*What you need to do*
Retype, please, the listing from its opening line through the line that contains "const [freq, setFreq]", both included, without the pictures.

*Source excerpt*
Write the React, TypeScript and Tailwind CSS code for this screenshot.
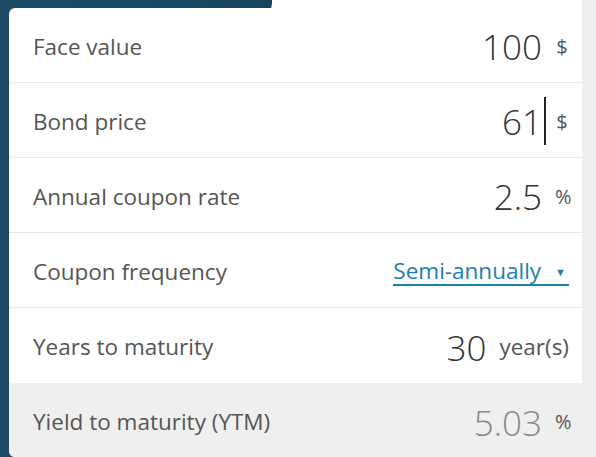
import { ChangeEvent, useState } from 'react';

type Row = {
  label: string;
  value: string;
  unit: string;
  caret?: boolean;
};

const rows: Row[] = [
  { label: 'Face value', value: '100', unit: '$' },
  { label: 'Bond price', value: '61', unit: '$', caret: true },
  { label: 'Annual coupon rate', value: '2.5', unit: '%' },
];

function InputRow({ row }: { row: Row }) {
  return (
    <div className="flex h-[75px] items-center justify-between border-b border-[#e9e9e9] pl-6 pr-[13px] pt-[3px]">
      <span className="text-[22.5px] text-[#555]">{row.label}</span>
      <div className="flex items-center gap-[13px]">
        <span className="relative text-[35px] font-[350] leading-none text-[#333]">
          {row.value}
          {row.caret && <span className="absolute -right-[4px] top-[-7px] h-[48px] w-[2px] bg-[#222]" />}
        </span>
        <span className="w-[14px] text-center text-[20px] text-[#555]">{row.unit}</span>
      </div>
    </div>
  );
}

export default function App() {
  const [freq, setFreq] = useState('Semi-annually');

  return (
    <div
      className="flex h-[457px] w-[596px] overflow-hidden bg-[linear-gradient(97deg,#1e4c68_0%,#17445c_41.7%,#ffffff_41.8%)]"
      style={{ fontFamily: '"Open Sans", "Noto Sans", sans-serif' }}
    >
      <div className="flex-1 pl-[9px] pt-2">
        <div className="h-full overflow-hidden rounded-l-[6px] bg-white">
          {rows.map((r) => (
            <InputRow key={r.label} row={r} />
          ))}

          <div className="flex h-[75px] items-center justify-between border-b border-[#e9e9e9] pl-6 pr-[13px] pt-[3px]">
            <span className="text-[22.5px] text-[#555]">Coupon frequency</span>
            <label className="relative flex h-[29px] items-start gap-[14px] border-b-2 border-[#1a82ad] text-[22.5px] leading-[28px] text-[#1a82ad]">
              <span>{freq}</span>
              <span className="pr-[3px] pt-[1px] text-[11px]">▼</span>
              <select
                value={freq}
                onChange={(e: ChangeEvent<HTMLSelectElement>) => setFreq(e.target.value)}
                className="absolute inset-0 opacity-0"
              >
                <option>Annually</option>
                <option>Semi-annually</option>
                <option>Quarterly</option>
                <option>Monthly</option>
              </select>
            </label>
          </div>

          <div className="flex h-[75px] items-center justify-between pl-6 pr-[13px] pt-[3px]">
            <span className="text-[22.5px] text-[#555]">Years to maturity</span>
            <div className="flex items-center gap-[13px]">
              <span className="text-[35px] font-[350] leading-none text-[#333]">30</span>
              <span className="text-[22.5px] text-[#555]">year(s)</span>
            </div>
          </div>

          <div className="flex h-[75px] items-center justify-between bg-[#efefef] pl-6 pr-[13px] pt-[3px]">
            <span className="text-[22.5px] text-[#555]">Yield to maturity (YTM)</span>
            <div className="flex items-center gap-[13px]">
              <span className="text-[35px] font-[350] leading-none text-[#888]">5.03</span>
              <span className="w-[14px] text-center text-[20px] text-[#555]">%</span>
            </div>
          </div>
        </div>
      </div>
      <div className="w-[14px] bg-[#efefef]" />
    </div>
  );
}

*The completed task*
Write the React, TypeScript and Tailwind CSS code for this screenshot.
import { ChangeEvent, useState } from 'react';

type Row = {
  label: string;
  value: string;
  unit: string;
  caret?: boolean;
};

const rows: Row[] = [
  { label: 'Face value', value: '100', unit: '$' },
  { label: 'Bond price', value: '61', unit: '$', caret: true },
  { label: 'Annual coupon rate', value: '2.5', unit: '%' },
];

function InputRow({ row }: { row: Row }) {
  return (
    <div className="flex h-[75px] items-center justify-between border-b border-[#e9e9e9] pl-6 pr-[13px] pt-[3px]">
      <span className="text-[22.5px] text-[#555]">{row.label}</span>
      <div className="flex items-center gap-[13px]">
        <span className="relative text-[35px] font-[350] leading-none text-[#333]">
          {row.value}
          {row.caret && <span className="absolute -right-[4px] top-[-7px] h-[48px] w-[2px] bg-[#222]" />}
        </span>
        <span className="w-[14px] text-center text-[20px] text-[#555]">{row.unit}</span>
      </div>
    </div>
  );
}

export default function App() {
  const [freq, setFreq] = useState('Semi-annually');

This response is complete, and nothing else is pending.